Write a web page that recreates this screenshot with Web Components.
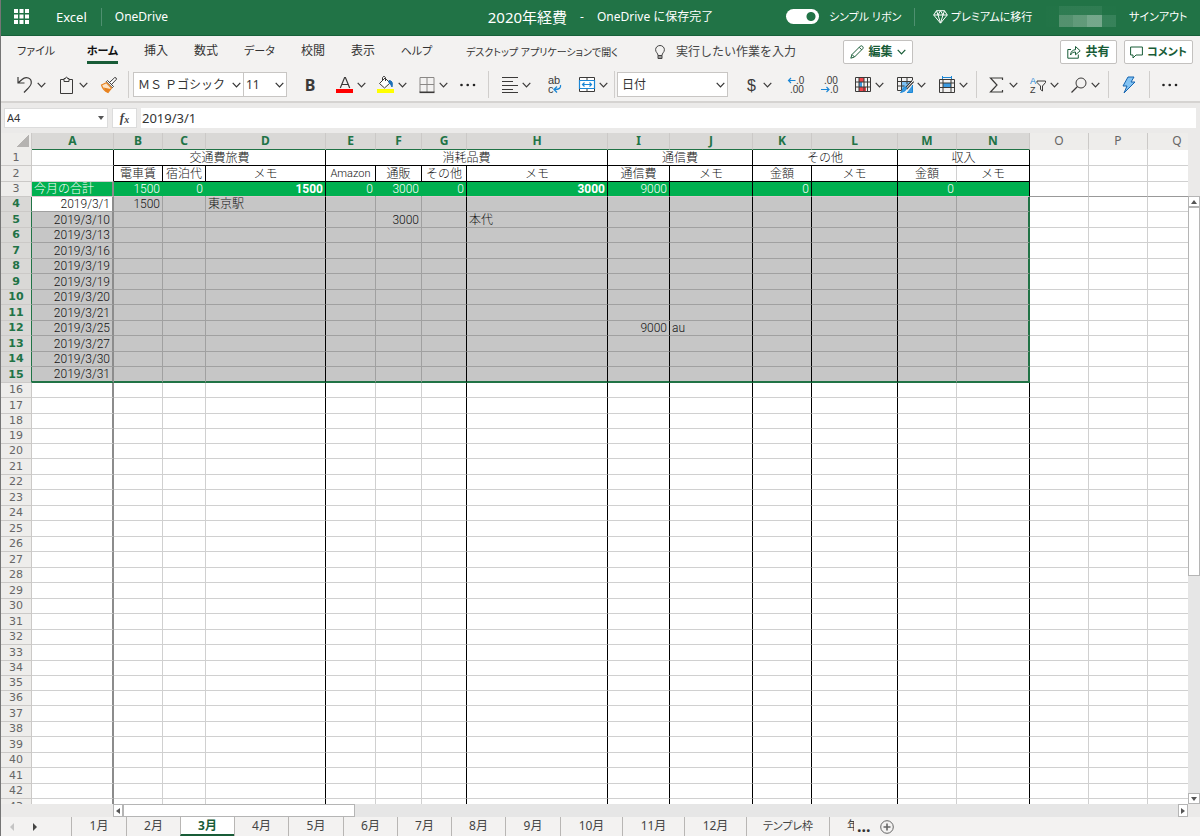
<!DOCTYPE html>
<html lang="ja">
<head>
<meta charset="utf-8">
<meta name="viewport" content="width=device-width, initial-scale=1">
<title>2020年経費 - Excel</title>
<style>
html{height:100%}
body{margin:0;height:100vh;box-sizing:border-box;border-left:1px solid #757575;display:flex;flex-direction:column;overflow:hidden;background:#ebeae9;color:#333;
font:12px/16px "Noto Sans","Noto Sans CJK JP",sans-serif}
</style>
</head>
<body>
<excel-titlebar></excel-titlebar>
<ribbon-tabs></ribbon-tabs>
<ribbon-tools></ribbon-tools>
<formula-bar cell="A4" value="2019/3/1"></formula-bar>
<sheet-view></sheet-view>
<sheet-tabs></sheet-tabs>

<script>
const define = (name, html, setup) => {
  const t = document.createElement('template');
  t.innerHTML = html;
  customElements.define(name, class extends HTMLElement {
    constructor() {
      super();
      this.attachShadow({mode: 'open'}).append(t.content.cloneNode(true));
    }
    connectedCallback() { if (setup) setup(this, this.shadowRoot); }
  });
};
const chevron = '<svg class="chev" width="9" height="6" viewBox="0 0 9 6" fill="none" stroke="currentColor" stroke-width="1.200"><path d="M.7.8 4.5 4.8 8.3.8"/></svg>';

/* Title bar */
define('excel-titlebar', `
<style>
:host{display:grid;grid-template-columns:1fr auto 1fr;align-items:center;flex:none;height:36px;padding-bottom:2px;background:#217346;color:#fff;border-bottom:1px solid #17603a;box-sizing:border-box}
div{display:flex;align-items:center;white-space:nowrap}
a{color:inherit;text-decoration:none}
button{all:unset}
svg{flex:none}
.waffle{display:flex;margin:0 27px 0 13px}
.app{font-size:13px}
.rule{width:1px;height:18px;background:#4f9070}
.left .rule{margin:0 13px 0 14px}
h1{font-size:15px;font-weight:400;margin:0}
.title span{margin:0 13px}
.right{justify-content:flex-end;padding-right:16px;font-size:11px;font-feature-settings:"palt"}
.switch{appearance:none;margin:0 10px 0 0;width:33px;height:15px;border-radius:8px;background:radial-gradient(circle at 25px 50%,#217346 4px,#fff 5px)}
.right label{width:68px}
.right .rule{margin:0 18px 0 17px}
.premium{display:flex;align-items:center;gap:3px;width:100px}
.user{width:70px;height:21px;margin:0 13px 0 13px;background:linear-gradient(#33805610,#33805610),
linear-gradient(90deg,#569270 0 14px,#649c7c 14px 28px,#79aa8f 28px 43px) 13px 9px/43px 12px no-repeat,
linear-gradient(#2f7c52,#2f7c52) 13px 0/43px 9px no-repeat,linear-gradient(#37825a,#37825a) 56px 9px/14px 12px no-repeat}
.out{width:55px}
</style>
<div class="left"><button class="waffle" aria-label="アプリ起動ツール"><svg width="15" height="15" viewBox="0 0 15 15" fill="#fff"><path d="M0 0h4v4H0zM5.500 0h4v4h-4zM11 0h4v4h-4zM0 5.500h4v4H0zM5.500 5.500h4v4h-4zM11 5.500h4v4h-4zM0 11h4v4H0zM5.500 11h4v4h-4zM11 11h4v4h-4z"/></svg></button>
<a class="app" href="#">Excel</a><span class="rule"></span><a href="#">OneDrive</a></div>
<div class="title"><h1>2020年経費</h1><span>-</span><b style="font-weight:400">OneDrive に保存完了</b></div>
<div class="right"><input class="switch" id="simple" type="checkbox" role="switch" checked><label for="simple">シンプル リボン</label><span class="rule"></span>
<a class="premium" href="#"><svg width="15" height="14" viewBox="0 0 15 14" fill="none" stroke="#fff"><path d="M3.500.7h8L14.300 5 7.500 13.200.7 5zM.7 5h13.600M5 5l2.500 8L10 5M3.500.7 5 5 7.500.7 10 5 11.500.7"/></svg>プレミアムに移行</a>
<span class="user"></span><a class="out" href="#">サインアウト</a></div>`);

/* Ribbon tab row */
define('ribbon-tabs', `
<style>
:host{display:flex;align-items:center;flex:none;height:32px;background:#f3f2f1;padding:0 7px 0 18px;white-space:nowrap}
nav{display:flex;gap:26px;font-feature-settings:"palt"}
a{color:#333;text-decoration:none}
nav a{display:flex;justify-content:center;width:24px;height:24px;line-height:22px;box-sizing:border-box}
nav a.k{width:31px;font-size:11px}
nav a.file{width:34px;margin-right:8px;font-size:11px}
nav a.on{font-weight:700;color:#111;border-bottom:3px solid #185c37}
.desk{margin-left:34px;width:189px;font-size:10px;font-feature-settings:"palt"}
.tell{display:flex;align-items:center;gap:11px;width:188px}
input{all:unset;width:130px;font-size:12px}
input::placeholder{color:#444;opacity:1}
svg{flex:none}
button{display:flex;align-items:center;justify-content:center;gap:4px;height:24px;box-sizing:border-box;padding:0;background:#fff;border:1px solid #c3c1bf;border-radius:2px;color:#185c37;font:700 12px/16px "Noto Sans","Noto Sans CJK JP",sans-serif}
.edit{width:70px}.share{width:57px;margin-left:auto}.note{width:69px;margin-left:7px;font-size:11px;font-feature-settings:"palt"}
</style>
<nav><a class="file" href="#">ファイル</a><a class="k on" href="#">ホーム</a><a href="#">挿入</a><a href="#">数式</a><a class="k" href="#">データ</a><a href="#">校閲</a><a href="#">表示</a><a class="k" href="#">ヘルプ</a></nav>
<a class="desk" href="#">デスクトップ アプリケーションで開く</a>
<label class="tell"><svg width="10" height="15" viewBox="0 0 10 15" fill="none" stroke="#444"><path d="M3 10.500C3 8 .6 7.500.6 4.700a4.400 4.200 0 0 1 8.800 0C9.400 7.500 7 8 7 10.500zM3 10.500v3h4v-3M3 12h4"/></svg><input type="text" placeholder="実行したい作業を入力" aria-label="操作アシスト"></label>
<button class="edit"><svg width="14" height="14" viewBox="0 0 14 14" fill="none" stroke="currentColor"><path d="M.8 13.200 2 9.500 10.300 1.200Q11.500.3 12.600 1.400T12.800 3.700L4.500 12zM2 9.500 4.500 12M9.200 2.300l2.500 2.500"/></svg>編集${chevron}</button>
<button class="share"><svg width="14" height="14" viewBox="0 0 14 14" fill="none" stroke="currentColor"><path d="M4 4.500H.8v8.700h10.500V9.500M3.500 10C3.800 6.300 6 4.800 8.500 4.700V1.500l4.700 4.300-4.700 4V7C6.300 7 4.800 7.800 3.500 10z"/></svg>共有</button>
<button class="note"><svg width="13" height="13" viewBox="0 0 13 13" fill="none" stroke="currentColor"><path d="M.6 1h11.800v8H6L3 12V9H.6z"/></svg>コメント</button>`);

/* One toolbar button: slotted icon with an optional arrow */
define('tool-button', `
<style>
:host{display:block;flex:none;width:30px}
:host([menu]){width:41px}
button{all:unset;display:flex;align-items:center;box-sizing:border-box;width:100%;height:26px;padding-left:6px;gap:3px;color:#3b3a39}
.chev{display:none}
:host([menu]) .chev{display:block}
.i{display:flex;justify-content:center;align-items:center;width:18px;height:18px}
</style>
<button><span class="i"><slot></slot></span>${chevron}</button>`, (host, root) => {
  root.querySelector('button').setAttribute('aria-label', host.getAttribute('label') || '');
});

/* Drop-down with its own arrow */
define('tool-select', `
<style>
:host{display:grid;align-items:center;flex:none;width:111px;height:25px;box-sizing:border-box;border:1px solid #c8c6c4;background:#fff}
:host([small]){width:44px;margin-left:-1px}
select,.chev{grid-area:1/1}
.chev{justify-self:end;margin-right:2px;pointer-events:none}
select{appearance:none;border:0;background:none;padding:0 0 0 4px;width:100%;height:23px;color:#333;font:12px/16px "Noto Sans","Noto Sans CJK JP",sans-serif;outline:0}
:host([small]) select{padding-left:2px}
</style>
<select></select>${chevron}`, (host, root) => {
  const s = root.querySelector('select');
  s.setAttribute('aria-label', host.getAttribute('label'));
  s.add(new Option(host.getAttribute('value')));
});

const svg = body => `<svg width="18" height="18" viewBox="0 0 18 18" fill="none" stroke="#3b3a39">${body}</svg>`;
const dots = svg('<g fill="#222" stroke="none"><circle cx="2.500" cy="9" r="1.300"/><circle cx="8.700" cy="9" r="1.300"/><circle cx="15" cy="9" r="1.300"/></g>');

define('ribbon-tools', `
<style>
:host{display:flex;align-items:center;flex:none;height:33px;padding:0 12px 0 9px;background:#f3f2f1;border-bottom:2px solid #d5d3d1;overflow:hidden}
.g{display:flex;align-items:center}
.s{flex:none;width:1px;height:27px;background:#d0cecc;margin:0 5px}
.one{gap:1px}.font{margin-left:8px}.al{gap:3px;margin-left:1px}.num{gap:4px;margin-left:8px}.tab{gap:1px;margin-left:3px}
.font tool-button:first-child{margin-right:5px}
svg{overflow:visible}
svg text{font-family:"Liberation Sans",sans-serif;stroke:none;fill:#3b3a39}
</style>
<div class="g one">
<tool-button menu label="元に戻す">${svg('<path d="M2 1v6h6.500M2 7 6 3.500C10-.2 16 2 15.200 7.500 14.500 11 11 13 8 16.500" stroke-width="1.200"/>')}</tool-button>
<tool-button menu label="貼り付け">${svg('<path d="M6 3.500H2.500v14h12v-14H11M6 5.500v-3h1.500a1 1.300 0 0 1 2 0H11v3z"/>')}</tool-button>
<tool-button label="書式のコピー">${svg('<path d="M9.500 6.500 14.800 1.500q1.700 0 1.700 1.700L11.500 8.500M7.500 4.500 13.500 10.500 12.300 11.700 6.300 5.700z" fill="#fff"/><path d="M6.300 6.700 1.500 9q1.500 5 6.500 7.500L11.500 12z" stroke="#e8821e" fill="#fbe3c6" stroke-width="1.200"/><path d="M3.500 11.500 10.500 13 8 16.500q-3-1.500-4.500-5z" fill="#e8821e" stroke="none"/>')}</tool-button>
</div><span class="s" style="margin:0 4px"></span>
<tool-select label="フォント" value="ＭＳ Ｐゴシック"></tool-select><tool-select small label="サイズ" value="11"></tool-select>
<div class="g font">
<tool-button label="太字"><b style="font-size:16px">B</b></tool-button>
<tool-button menu label="文字の色">${svg('<path d="M4.300 12 8.600 1.500h.8L13.700 12M5.800 8.500h6.400" stroke-width="1.200"/><path d="M0 13h17v4H0z" fill="#f00" stroke="none"/>')}</tool-button>
<tool-button menu label="塗りつぶしの色">${svg('<path d="M2.500 7.500 8 2l5 5-5.500 5zM5.500 5V1.500q1.500-2.500 3 0V5" fill="#fff"/><path d="M12 4.500q4.500 0 3 6.500-1-3-3-4z" fill="#1b6fb8" stroke="#1b6fb8"/><path d="M0 13h17v4H0z" fill="#ff0" stroke="none"/>')}</tool-button>
<tool-button menu label="罫線">${svg('<path d="M2 16V1.500h14V16M9 2v14M2 8.500h14" stroke="#8a8886"/><path d="M1.500 16.300h15" stroke-width="1.600"/>')}</tool-button>
<tool-button label="その他のフォント">${dots}</tool-button>
</div><span class="s"></span>
<div class="g al">
<tool-button menu label="配置">${svg('<path d="M1 1.500h16M1 5.500h11M1 9.500h16M1 13.500h11M1 16.500h16" stroke-width="1.200"/>')}</tool-button>
<tool-button label="折り返して全体を表示する">${svg('<text x="3" y="8" font-size="11">ab</text><text x="3" y="17" font-size="11">c</text><path d="M15.500 9q1 4.500-6 4.500M12 10.500l-3 3 3 3" stroke="#1b87d6" stroke-width="1.300"/>')}</tool-button>
<tool-button menu label="セルの結合">${svg('<path d="M1.500 1.500h15v14h-15zM9 1.500V4M9 13v3" fill="#fff"/><path d="M1.500 4.500h15v8h-15zM4.500 8.500h9M6.500 6.500l-2 2 2 2M11.500 6.500l2 2-2 2" stroke="#1b87d6" stroke-width="1.200"/>')}</tool-button>
</div><span class="s" style="margin:0 2px 0 1px"></span>
<tool-select label="表示形式" value="日付"></tool-select>
<div class="g num">
<tool-button menu label="通貨">${svg('<text x="5" y="15" font-size="16">$</text>')}</tool-button>
<tool-button label="小数点以下の表示桁数を増やす">${svg('<path d="M1.500 4.500h7M4 2 1.500 4.500 4 7" stroke="#1b87d6" stroke-width="1.200"/><text x="9" y="8" font-size="10">.0</text><text x="3" y="17" font-size="10">.00</text>')}</tool-button>
<tool-button label="小数点以下の表示桁数を減らす">${svg('<text x="3" y="8" font-size="10">.00</text><path d="M0 13.500h8M5.500 11 8 13.500 5.500 16" stroke="#1b87d6" stroke-width="1.200"/><text x="9" y="17" font-size="10">.0</text>')}</tool-button>
</div>
<div class="g tab">
<tool-button menu label="条件付き書式">${svg('<path d="M5 1.500h5V6H5zM5 11h7v4.500H5z" fill="#f0444a" stroke="none"/><path d="M5 6h3v5H5z" fill="#3b9be2" stroke="none"/><path d="M1.500 1.500h15v14h-15zM5 1.500v14M10 1.500v14M13.500 1.500v14M1.500 6h15M1.500 11h15"/>')}</tool-button>
<tool-button menu label="テーブルとして書式設定">${svg('<path d="M6 6h9l-6 9H6z" fill="#7cc0f2" stroke="none"/><path d="M16.500 4V1.500h-15v13h4M5.500 1.500v13M11 1.500V8M1.500 5.500h14M1.500 10h7"/><path d="M17 5 10 12.500" stroke-width="3"/><path d="M17 5 10 12.500" stroke="#fff"/><path d="M10.500 11.500q0 4-6 5 2-1.500 2.500-4 1-2 3.500-1zM16.500 9v7.500H11" stroke="#1b87d6" fill="#3b9be2"/>')}</tool-button>
<tool-button menu label="セルの挿入">${svg('<path d="M5 7h8v4.500H5z" fill="#3b9be2" stroke="none"/><path d="M1.500 3.500h15v13h-15zM5 3.500v13M13 3.500v13M1.500 7h15M1.500 11.500h15"/><path d="M4.500 0v3M13.500 0v3M4.500 1.500h9" stroke="#1b87d6"/>')}</tool-button>
</div><span class="s" style="margin:0 5px 0 3px"></span>
<div class="g">
<tool-button menu label="合計">${svg('<path d="M14.500 4V2h-12l6.500 7L2.500 16h12v-2" stroke-width="1.200"/>')}</tool-button>
<tool-button menu label="並べ替えとフィルター">${svg('<text x="1" y="8" font-size="9" style="fill:#1b87d6">A</text><text x="1" y="17" font-size="9">Z</text><path d="M8 5h8.500v1.500l-3 3.500v5l-2-1.500V10L8 6.500z"/>')}</tool-button>
<tool-button menu label="検索と選択">${svg('<circle cx="11" cy="7" r="5"/><path d="M7.500 10.500 1.500 16.500" stroke-width="1.200"/>')}</tool-button>
</div><span class="s" style="margin:0 5px 0 3px"></span>
<tool-button label="アイデア">${svg('<path d="M8 1h6l-3 5h4L4 17l3-7H3z" fill="#83c3f3" stroke="#1565b0"/>')}</tool-button><span class="s"></span>
<tool-button label="その他">${dots}</tool-button>`);

/* Name box and formula input */
define('formula-bar', `
<style>
:host{display:flex;flex:none;gap:4px;height:20px;padding:5px 4px 5px 3px}
div{display:flex;align-items:center;background:#fff;box-sizing:border-box;border:1px solid #dcdcdc}
.name{width:104px;padding:0 3px 0 2px;justify-content:space-between}
.fx{width:25px;justify-content:center;color:#444;font:italic 700 13px/18px "Liberation Serif",serif}
.fx small{font-size:10px;padding-top:3px}
.val{flex:1;border-color:#fff}
input{all:unset;width:80px;font-size:11px;color:#333}
.val input{width:100%;font-size:13px}
</style>
<div class="name"><input type="text" aria-label="名前ボックス"><svg width="6" height="4" viewBox="0 0 6 4"><path d="M0 0h6L3 4z" fill="#555"/></svg></div>
<div class="fx">f<small>x</small></div>
<div class="val"><input type="text" aria-label="数式バー"></div>`, (host, root) => {
  const [n, v] = root.querySelectorAll('input');
  n.value = host.getAttribute('cell'); v.value = host.getAttribute('value');
});

/* Scroll bar: track, thumb and the arrows at both ends */
define('scroll-bar', `
<style>
:host{display:flex;background:#e6e6e6;min-width:0;min-height:0}
:host([vertical]){flex-direction:column}
i{flex:none;box-sizing:border-box;background:#fff;border:1px solid #b5b5b5;width:10px;display:flex;align-items:center;justify-content:center}
:host([vertical]) i{width:auto;height:11px}
.track{flex:1;display:flex;flex-direction:inherit}
.thumb{box-sizing:border-box;background:#fff;border:1px solid #b5b5b5;flex:0 0 22%}
:host([vertical]) .thumb{flex-basis:63%}
.b svg{transform:rotate(180deg)}
:host([vertical]) .a svg{transform:rotate(90deg)}
:host([vertical]) .b svg{transform:rotate(270deg)}
</style>
<i class="a"><svg width="6" height="6" viewBox="0 0 6 6"><path d="M5 0v6L1 3z" fill="#555"/></svg></i><span class="track"><span class="thumb"></span></span><i class="b"><svg width="6" height="6" viewBox="0 0 6 6"><path d="M5 0v6L1 3z" fill="#555"/></svg></i>`);

/* Worksheet */
define('sheet-view', `
<style>
:host{flex:1;min-height:0;display:grid;grid-template:1fr 13px/minmax(0,1fr) 12px;background:#ebeae9}
.pane{overflow:hidden;min-height:0}
scroll-bar[vertical]{margin-top:63px}
.bottom{margin-left:112px}
table{border-collapse:separate;border-spacing:0;table-layout:fixed;width:1206px;background:#fff;font:300 12px/14px Roboto,"Noto Sans CJK JP",sans-serif;color:#111}
tr{height:15px}
tbody tr:nth-child(odd){height:16px}
tbody tr:nth-child(16n+3){height:15px}
th,td{box-sizing:border-box;padding:0 2px;border:0 solid #d0d0d0;border-width:0 1px 1px 0;white-space:nowrap;overflow:hidden;text-align:center}
th{font:400 12px/14px "Noto Sans",sans-serif;color:#666;background:#eeedeb;border-color:#cbc9c7;padding:0}
tbody th{font:400 11px/14px "DejaVu Sans",sans-serif}
thead tr{height:17px}
thead th{border-bottom-color:#eeedeb}
th.on{background:#d9d8d6;color:#217346;font-weight:700}
thead th.on{border-bottom-color:#217346}
tbody th.on{border-right-color:#217346}
thead th:first-child{background:linear-gradient(135deg,#0000 50%,#b5b3b1 50%) right 2px bottom 2px/13px 13px no-repeat,#eeedeb}
.k{border-right-color:#000}
.kb{border-bottom-color:#000}
.frz{border-right:2px solid #8c8c8c}
.num{text-align:right}.txt{text-align:left}
.sum td{border-bottom-color:#999;color:#111}
.sum td.g{background:#00b050;color:#fff;border-bottom-color:#dcc8ce}
.sum td.g:not(.k):not(.frz){border-right-color:#00b050}
.sel td.s{background:#c6c6c6;border-bottom-color:#a0a0a0}
.sel td.s:not(.k):not(.frz){border-right-color:#a0a0a0}
.sel td.act{background:#fff}
.sel td.edge{border-right:2px solid #217346}
.sel.last td.s{border-bottom:2px solid #217346}
b{font-weight:700}
small{font-size:11px}
</style>
<div class="pane"><table><colgroup></colgroup><thead></thead><tbody></tbody></table></div>
<scroll-bar vertical></scroll-bar><scroll-bar class="bottom"></scroll-bar>`, (host, root) => {
  const names = [...'ABCDEFGHIJKLMNOPQ'];
  const widths = [31,82,49,43,120,50,46,45,141,62,83,59,86,59,73,59,59,59];
  const black = 'DGHIJKLN';
  const dates = [1,10,13,16,19,19,20,21,25,27,30,31];
  const heads = {B:'電車賃',C:'宿泊代',D:'メモ',E:'<small>Amazon</small>',F:'通販',G:'その他',H:'メモ',I:'通信費',J:'メモ',K:'金額',L:'メモ',M:'金額',N:'メモ'};
  const sums = {A:'今月の合計',B:'1500',C:'0',D:'<b>1500</b>',E:'0',F:'3000',G:'0',H:'<b>3000</b>',I:'9000',K:'0',M:'0'};
  const notes = {B4:'1500',D4:'東京駅',F5:'3000',H5:'本代',I12:'9000',J12:'au'};
  root.querySelector('colgroup').innerHTML = widths.map(w => `<col style="width:${w}px">`).join('');
  root.querySelector('thead').innerHTML = '<tr><th></th>' + names.map(n => `<th class="${n < 'O' ? 'on' : ''}">${n}</th>`).join('') + '</tr>';
  let out = '';
  for (let r = 1; r <= 43; r++) {
    const sel = r > 3 && r < 16;
    out += `<tr class="${r === 3 ? 'sum' : ''} ${sel ? 'sel' : ''} ${r === 15 ? 'last' : ''}"><th class="${sel ? 'on' : ''}">${r}</th>`;
    if (r === 1) {
      out += '<td class="k"></td>' + [[3,'交通費旅費'],[4,'消耗品費'],[2,'通信費'],[2,'その他'],[2,'収入']].map(([n, t]) => `<td class="k kb" colspan="${n}">${t}</td>`).join('') + '<td></td><td></td><td></td></tr>';
      continue;
    }
    for (const n of names) {
      const c = [];
      let text = '';
      if (black.includes(n)) c.push('k');
      if (n === 'A') c.push(r > 2 ? 'frz' : 'k');
      if (r === 2) { text = heads[n] || ''; if (n > 'A' && n < 'O') c.push('kb'); if ('BCEF'.includes(n)) c.push('k'); }
      if (r === 3) { text = sums[n] || ''; if (n < 'O') c.push('g'); c.push(n === 'A' ? 'txt' : 'num'); }
      if (sel) {
        if (n < 'O') c.push('s');
        if (n === 'N') c.push('edge');
        if (n === 'A') { text = '2019/3/' + dates[r - 4]; c.push('num'); if (r === 4) c.push('act'); }
        else if (notes[n + r]) { text = notes[n + r]; c.push(/^\d/.test(text) ? 'num' : 'txt'); }
      }
      out += `<td class="${c.join(' ')}">${text}</td>`;
    }
    out += '</tr>';
  }
  root.querySelector('tbody').innerHTML = out;
});

/* Sheet tab strip */
define('sheet-tabs', `
<style>
:host{display:flex;flex:none;height:19px;background:#f3f2f1;white-space:nowrap}
.nav{display:flex;align-items:center;gap:19px;width:70px;box-sizing:border-box;padding-left:8px}
a{flex:none;box-sizing:border-box;width:54px;border-left:1px solid #b8b6b4;text-align:center;color:#444;text-decoration:none;line-height:17px}
a:nth-of-type(4n+1){width:55px}
a.w{width:62px}
a.x.x{width:83px;font-size:11px;font-feature-settings:"palt"}
a.cut{width:25px;padding-left:17px;overflow:hidden;text-align:left}
a.on{background:#fff;color:#185c37;font-weight:700;border-bottom:2px solid #185c37}
span{font-size:16px;font-weight:700;line-height:19px;width:14px;margin:0 9px 0 3px}
button{all:unset;display:flex;align-items:center}
</style>
<div class="nav"><button aria-label="前のシート"><svg width="5" height="8" viewBox="0 0 5 8"><path d="M5 0v8L1 4z" fill="#c4c4c4"/></svg></button><button aria-label="次のシート"><svg width="5" height="8" viewBox="0 0 5 8"><path d="M0 0v8l4-4z" fill="#444"/></svg></button></div>
<a href="#">1月</a><a href="#">2月</a><a href="#" class="on">3月</a><a href="#">4月</a><a href="#">5月</a><a href="#">6月</a><a href="#">7月</a><a href="#">8月</a><a href="#">9月</a><a href="#" class="w">10月</a><a href="#" class="w">11月</a><a href="#" class="w">12月</a><a href="#" class="x">テンプレ枠</a><a href="#" class="cut">年</a>
<span>...</span><button aria-label="新しいシート"><svg width="14" height="14" viewBox="0 0 14 14" fill="none" stroke="#666"><circle cx="7" cy="7" r="6.300"/><path d="M7 3.500v7M3.500 7h7" stroke-width="1.600"/></svg></button>`);
</script>
</body>
</html>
▬▬▬
Write out exactly the lines between the start of the data and the line with "<sheet-tabs></sheet-tabs>", including both, but none of the pictures.

Write a web page that recreates this screenshot with Web Components.
<!DOCTYPE html>
<html lang="ja">
<head>
<meta charset="utf-8">
<meta name="viewport" content="width=device-width, initial-scale=1">
<title>2020年経費 - Excel</title>
<style>
html{height:100%}
body{margin:0;height:100vh;box-sizing:border-box;border-left:1px solid #757575;display:flex;flex-direction:column;overflow:hidden;background:#ebeae9;color:#333;
font:12px/16px "Noto Sans","Noto Sans CJK JP",sans-serif}
</style>
</head>
<body>
<excel-titlebar></excel-titlebar>
<ribbon-tabs></ribbon-tabs>
<ribbon-tools></ribbon-tools>
<formula-bar cell="A4" value="2019/3/1"></formula-bar>
<sheet-view></sheet-view>
<sheet-tabs></sheet-tabs>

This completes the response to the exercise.